Upon compliance, Apple could face considerable customer mistrust and thereby cede much of its public credibility. Borgolte said this competitive aspect plays an important part in the controversy as well.
But for many, a fundamental question still looms: why can’t the FBI crack the encryption itself? According to McAfee, it’s because “the FBI will not hire anyone with a 24-inch purple mohawk, 10-gauge ear piercings, and a tattooed face who demands to smoke weed while working and won’t work for less than a half-million dollars a year.”
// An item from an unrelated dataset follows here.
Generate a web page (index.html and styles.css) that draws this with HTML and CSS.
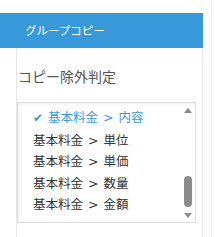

In today’s market, Borgolte said it’s likely the country’s most advanced hackers wouldn’t work for the federal government anyway. Experts skilled enough to decrypt Apple’s code without assistance from the company know they can find preferable working conditions and better salaries — as much as four to six times higher — in the private sector.
Apple has garnered the support of Silicon Valley executives like Facebook founder Mark Zuckerberg and Google CEO Sundar Pichai, though Microsoft Founder Bill Gates has positioned himself somewhat differently.
“This is a specific case where the government is asking for access to information. They are not asking for some general thing, they are asking for a particular case,” Mr. Gates told the Financial Times.
As of Monday, a federal judge denied a similar FBI order for Apple to decrypt the phone of confessed meth dealer Jun Feng. The contentious mandate rests on the same law — the 1789 All Writs Act — as the order pertaining to the San Bernardino case.
“The implications of the government’s position are so far-reaching — both in terms of what it would allow today and what it implies about Congressional intent in 1789 — as to produce impermissibly absurd results,” the judge stated.
FBI Director James Comey reminded Americans of the bureau’s good intentions in a Feb. 21 statement.
“We simply want the chance, with a search warrant, to try to guess the terrorist’s passcode without the phone essentially self-destructing and without it taking a decade to guess correctly. That’s it,” he said. “We don’t want to break anyone’s encryption or set a master key loose on the land. I hope thoughtful people will take the time to understand that.”